Her initial interest in raising funds and awareness about autism came when her nephew was diagnosed with Asperger’s, a type of autism. Later, Garchik’s own son was diagnosed at age two-and-a-half with PDD-NOS, the diagnosis applied to children or adults who are on the autism spectrum but do not fully meet the criteria for another disorder on the spectrum. 
A friend recommended that she and her husband meet an advocate from Autism Speaks. “From that day forward, my husband and I realized that our mission had been chosen for us,” she says. “We decided to dedicate our lives to helping families find answers.” 

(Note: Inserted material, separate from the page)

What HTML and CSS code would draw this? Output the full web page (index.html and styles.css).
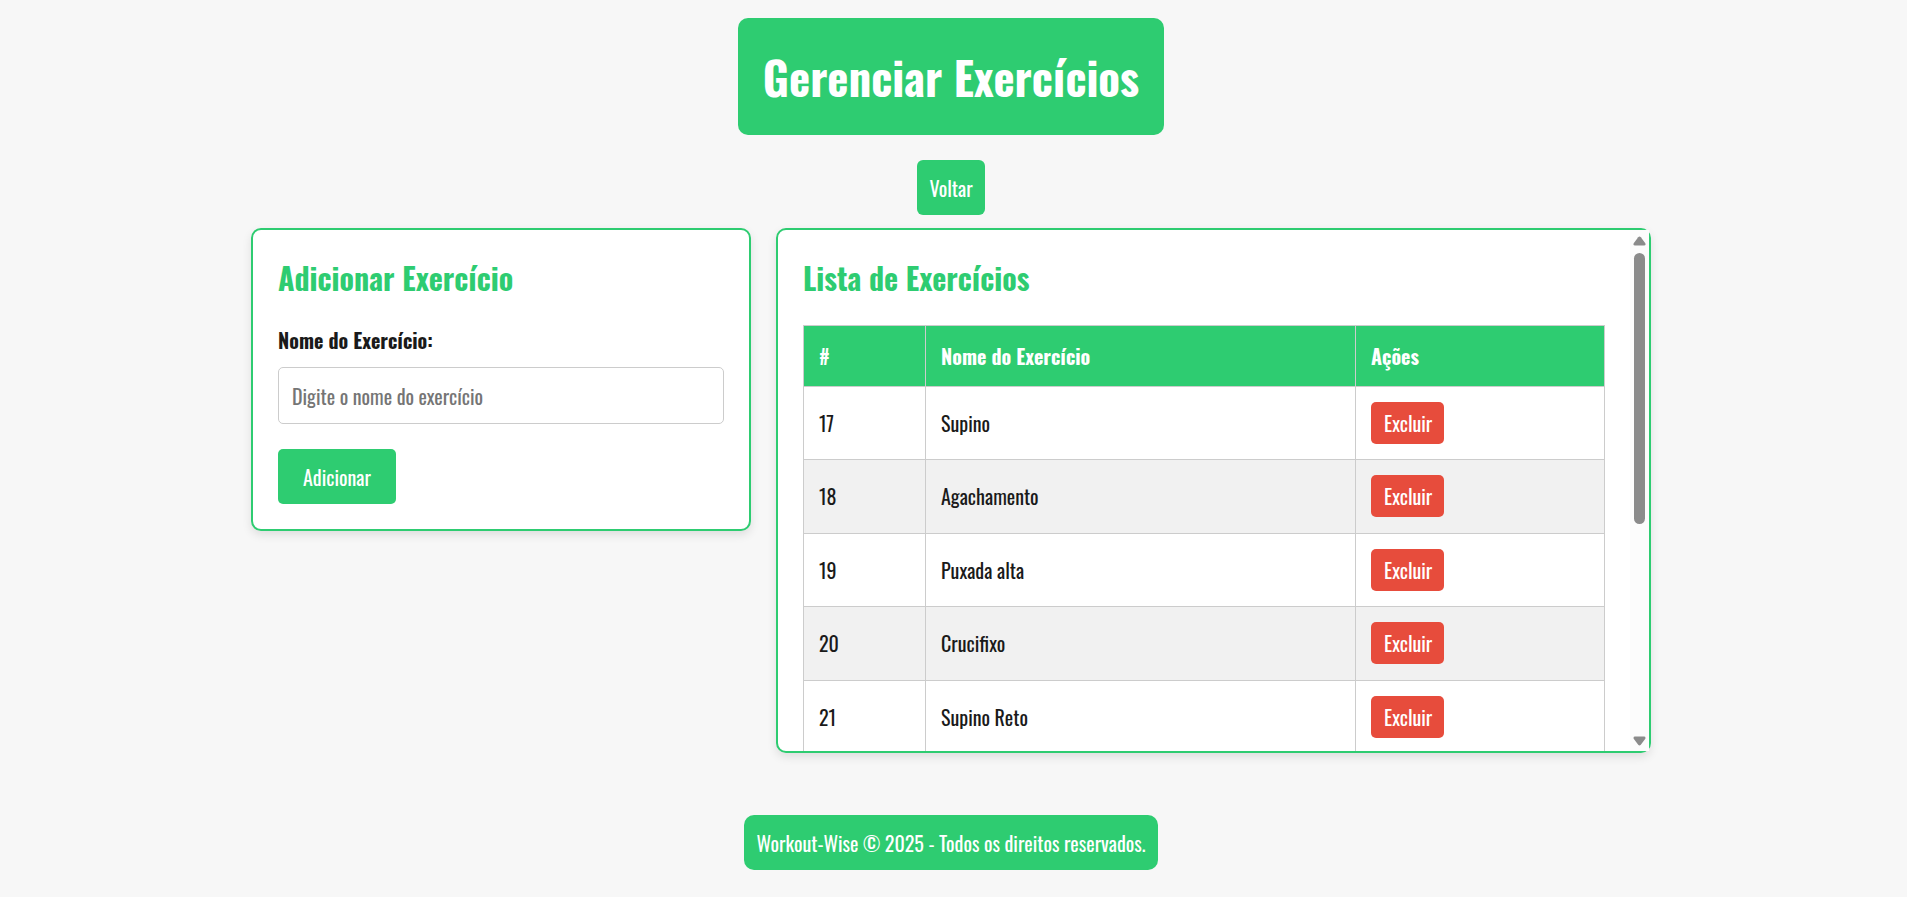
FILE: index.html
```html
<!DOCTYPE html>
<html lang="pt-BR">
<head>
<meta charset="utf-8">
<title>Gerenciar Exercícios</title>
<link rel="stylesheet" href="styles.css">
</head>
<body>
<header class="page-header">
  <h1 class="page-title">Gerenciar Exercícios</h1>
  <a class="back-link" href="#">Voltar</a>
</header>
<main class="columns">
  <section class="card form-card">
    <h2 class="card-title">Adicionar Exercício</h2>
    <form class="form">
      <label class="label" for="nome">Nome do Exercício:</label>
      <input class="input" id="nome" type="text" placeholder="Digite o nome do exercício">
      <button class="add-button" type="button">Adicionar</button>
    </form>
  </section>
  <section class="card list-card">
    <div class="list-scroll">
      <h2 class="card-title">Lista de Exercícios</h2>
      <table class="table">
        <thead>
          <tr><th class="col-id">#</th><th class="col-name">Nome do Exercício</th><th class="col-actions">Ações</th></tr>
        </thead>
        <tbody>
          <tr><td>17</td><td>Supino</td><td><button class="delete-button" type="button">Excluir</button></td></tr>
          <tr><td>18</td><td>Agachamento</td><td><button class="delete-button" type="button">Excluir</button></td></tr>
          <tr><td>19</td><td>Puxada alta</td><td><button class="delete-button" type="button">Excluir</button></td></tr>
          <tr><td>20</td><td>Crucifixo</td><td><button class="delete-button" type="button">Excluir</button></td></tr>
          <tr><td>21</td><td>Supino Reto</td><td><button class="delete-button" type="button">Excluir</button></td></tr>
        </tbody>
      </table>
    </div>
    <div class="rail" aria-hidden="true">
      <svg class="arrow" viewBox="0 0 13 10"><path d="M5.2 1.2Q6.5 -0.4 7.8 1.2L12.3 7.2Q13 9.5 11 9.5H2Q0 9.5 0.7 7.2Z"/></svg>
      <div class="track"><div class="thumb"></div></div>
      <svg class="arrow" viewBox="0 0 13 10"><path d="M5.2 8.8Q6.5 10.4 7.8 8.8L12.3 2.8Q13 0.5 11 0.5H2Q0 0.5 0.7 2.8Z"/></svg>
    </div>
  </section>
</main>
<footer class="footer">Workout-Wise © 2025 - Todos os direitos reservados.</footer>
</body>
</html>
```
FILE: styles.css
```css
* { box-sizing: border-box; }

body {
  margin: 0;
  padding: 18px 5px 27px 0;
  display: flex;
  flex-direction: column;
  align-items: center;
  background: #f7f7f7;
  color: #1a1a1a;
  font-family: Oswald, "Liberation Sans Narrow", "Open Sans", sans-serif;
  font-size: 20px;
  line-height: 30px;
}

.page-header {
  display: flex;
  flex-direction: column;
  align-items: center;
  gap: 25px;
}

.page-title {
  margin: 0;
  padding: 25px;
  border-radius: 10px;
  background: #2ecc71;
  color: #fff;
  font-size: 45px;
  line-height: 67px;
}

.back-link {
  padding: 13px 12px 12px;
  border-radius: 6px;
  background: #2ecc71;
  color: #fff;
  text-decoration: none;
}

.columns {
  width: 100%;
  max-width: 1400px;
  margin-top: 13px;
  display: grid;
  grid-template-columns: minmax(0, 4fr) minmax(0, 7fr);
  align-items: start;
  gap: 25px;
}

.card {
  border: 2px solid #2ecc71;
  border-radius: 10px;
  background: #fff;
  box-shadow: 0 4px 10px rgba(0, 0, 0, 0.1);
}

.form-card { padding: 25px; }

.card-title {
  margin: 0 0 24px;
  color: #2ecc71;
  font-size: 30px;
  line-height: 46px;
}

.form {
  display: flex;
  flex-direction: column;
  align-items: flex-start;
}

.label {
  margin-bottom: 12px;
  font-weight: 700;
}

.input {
  width: 100%;
  height: 57px;
  margin-bottom: 25px;
  padding: 0 13px;
  border: 1px solid #ccc;
  border-radius: 5px;
  background: #fff;
  color: inherit;
  font: inherit;
}

.input::placeholder { color: #757575; }

.add-button {
  padding: 13px 25px 12px;
  border: 0;
  border-radius: 5px;
  background: #2ecc71;
  color: #fff;
  font: inherit;
}

.list-card {
  display: flex;
  height: 525px;
}

.list-scroll {
  flex: 1;
  min-width: 0;
  padding: 25px 25px 0;
  overflow: hidden;
}

.table {
  width: 100%;
  border-collapse: collapse;
  table-layout: fixed;
}

.table th,
.table td {
  height: 73px;
  padding: 15px;
  border: 1px solid #ccc;
  text-align: left;
}

.table th {
  height: 61px;
  background: #2ecc71;
  color: #fff;
}

.table tbody tr:nth-child(even) td {
  height: 74px;
  padding-bottom: 16px;
  background: #f1f1f1;
}

.col-id { width: 122px; }
.col-actions { width: 249px; }

.delete-button {
  display: block;
  padding: 6px 12px 6px 13px;
  border: 0;
  border-radius: 5px;
  background: #e74c3c;
  color: #fff;
  font: inherit;
}

.rail {
  width: 19px;
  padding: 6px 0 5px;
  display: flex;
  flex-direction: column;
  align-items: center;
  gap: 7px;
  background: #fcfcfc;
}

.arrow {
  width: 13px;
  height: 10px;
  fill: #8b8b8b;
}

.track { flex: 1; }

.thumb {
  width: 11px;
  height: 57%;
  border-radius: 6px;
  background: #8b8b8b;
}

.footer {
  margin-top: 62px;
  padding: 13px 13px 12px;
  border-radius: 10px;
  background: #2ecc71;
  color: #fff;
}
```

They undertook an intensive early intervention program of Applied Behavior Analysis therapy with their son. By the time he was five he had improved to such a great extent that they were told he no longer would have been diagnosed with an Autism Spectrum Disorder. “Now he is an autism advocate and we are too,” says Garchik, who moved from the Washington area to Boca Raton, Fla., six years ago. “We live and breathe our work. Our whole family does.” 

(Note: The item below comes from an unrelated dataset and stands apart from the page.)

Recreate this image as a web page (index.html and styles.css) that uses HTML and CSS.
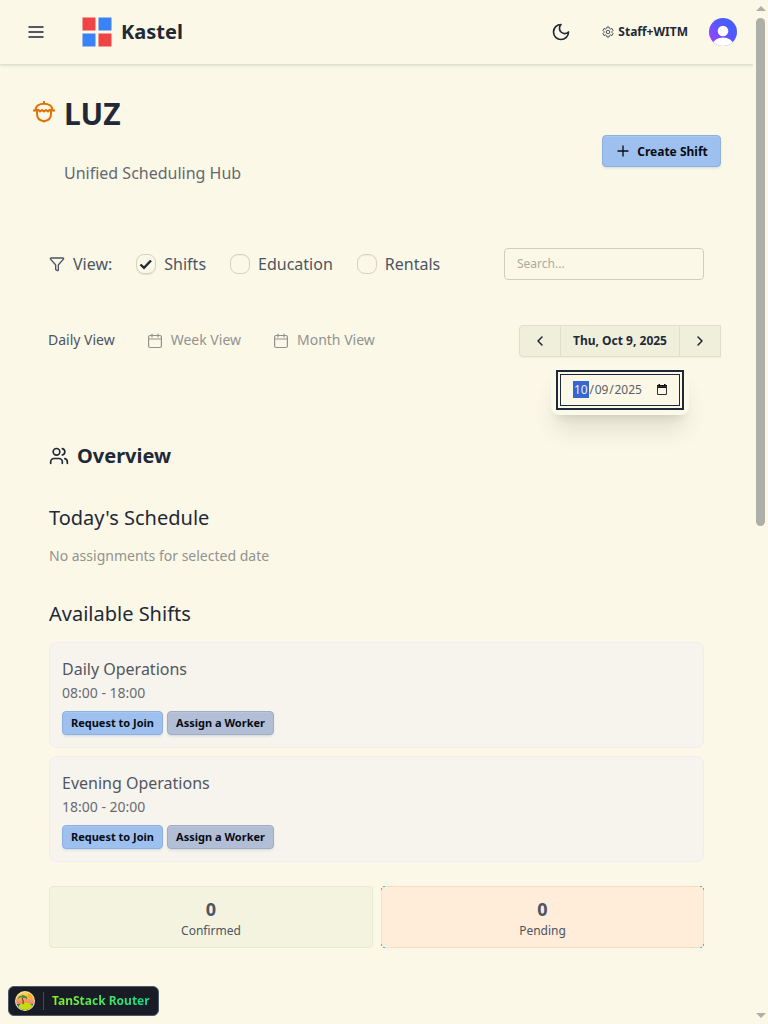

For more than a decade, Garchik has co-chaired walks in support of Autism Speaks both nationally and in Palm Beach. She has hosted many other fundraisers for the organization and serves as one of its ambassadors and advocates. 

She is known as someone to call for guidance after hearing an autism diagnosis. “I speak to a lot of families with a newly diagnosed child and try to help them navigate through the process,” Garchik says. 

In 2013, she got together with her children and sisters to launch Peace Love Solve. The company’s merchandise includes tanks, tees, sweats and jewelry featuring distinctive designs and messaging raising awareness and inspiring acceptance of those with autism. A portion of sales is generously donated to Autism Speaks. She also spearheads specialty campaigns to benefit other charities.

“It doesn’t take effort because it comes from my heart,” Garchik says of her work. “When you first hear that diagnosis it is very overwhelming and isolating. I don’t want people to ever feel they are alone.”